Gastrite psicosomatica, il bruciore che viene da dentro e ti parla di te

La gastrite ha spesso un'origine psicosomatica: il linguaggio del corpo parla di una difficoltà a "digerire" una o più esperienze della nostra vita

La gastrite è brutta. Non c’è dubbio però che quel bruciore di stomaco che si presenta spesso, dopo un pasto ma anche a digiuno, magari accompagnato da altri sintomi (come la nausea, il gonfiore addominale, la perdita di appetito) parla di noi. Il linguaggio del corpo è chiaro anche se si esprime simbolicamente, attraverso le funzioni dei differenti organi. Come ampiamente riconosciuto dalla psicosomatica, è come un codice che ci allerta su aspetti che, fino a quel momento, avevamo evitato di considerare.

Restiamo sullo stomaco: svolge una funzione digestiva, successiva alla masticazione. La digestione avviene grazie all’azione dei succhi gastrici, estremamente acidi, formati da varie secrezioni enzimatiche e dall’acido cloridrico. A quel punto il cibo, diventato “chimo” può arrivare all’intestino pronto per essere poi assimilato e metabolizzato.

Quando il processo digestivo funziona perfettamente abbiamo, anche, una buona capacità di “digerire” le esperienze che incontriamo nella nostra vita; se pure ci sono difficoltà, fatiche, “bocconi amari” (il linguaggio popolare non è mai casuale!) riusciamo a trovare, in un qualche modo, le risorse per affrontarli (o masticarli) e poi digerirli, lasciarli in qualche modo andare senza che “ci restino sullo stomaco”.

Se però queste situazioni si ripetono spesso o quando, per la loro forza, rappresentano dei continui “pugni allo stomaco” (sentiamo che vanno ad attaccare, denigrare, sminuire la nostra persona o le aspettative su cui avevamo riposto i nostri sogni, quindi diventano minacciose per il nostro futuro), il corpo – attraverso il sintomo bruciante – ci dice chiaramente: nella tua vita c’è qualcosa che non riesci a digerire; prenditene cura!

Far finta di niente non funziona più. “Ingoiare il rospo” non funziona più. Stress, dispiaceri, attacchi personali che si sono ricevuti da persone care o da soggetti a cui non si può rispondere “per le rime”: tutti o uno di questi bocconi indigesti hanno oltrepassato il limite. La rabbia, il risentimento per le ingiustizie o perché le cose non vanno come si vuole, l’ansia sono brucianti (pure se a volte uno neanche se ne rende veramente conto, di “covare” queste emozioni). Concretamente la possibilità di contenimento e “gestione in automatico” di questo “cibo” che si percepisce come cattivo, spiacevole, insopportabile è finito. La mucosa dello stomaco non ce la fa più.

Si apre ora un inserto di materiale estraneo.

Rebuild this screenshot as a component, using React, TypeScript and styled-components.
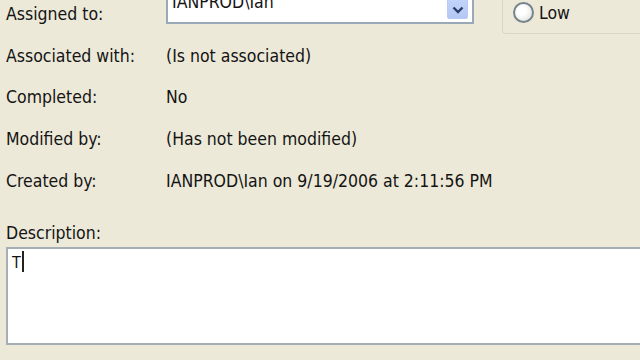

Il bruciore che viene da dentro, il linguaggio chiaro della gastrite, ci invita a prenderci cura di noi. Parla della sofferenza dell’anima, costretta in situazioni che non le appartengono; ad un altro livello ancora, indica il cammino che il Sè vorrebbe fare: verso un’espressione autentica, che coglie le esperienze della vita come sfide per crescere, migliorare, prendersi la responsabilità ed agire di conseguenza con scelte, orientamenti, decisioni.

La gastrite, quindi, per quanto a qualcuno questa possa sembrare una visione un po’ originale, di fatto è un’alleata (scomoda, d’accordo) della persona. Invita ad osservare, con attenzione e intenzione, cosa della nostra vita non fa per noi. Quale esperienza, volenti o nolenti, ci sta facendo male. Ci spinge prima a riflettere e ragionare sul concetto di “digeribilità” e poi ci invita a fare un salto di consapevolezza: riconoscere l’insegnamento e lo stimolo che ci portano gli eventi e quindi farne tesoro, non soltanto a parole ma anche nei fatti.

Naturalmente sono utili e fondamentali tutti i rimedi naturali o allopatici per curarla; ottimo fare del movimento attivo (tanto meglio se nella natura) per scaricare le tensioni accumulate. Ma ogni terapia sarà più completa e profonda se terrà conto anche dell’informazione – per la coscienza – che la gastrite porta in sé.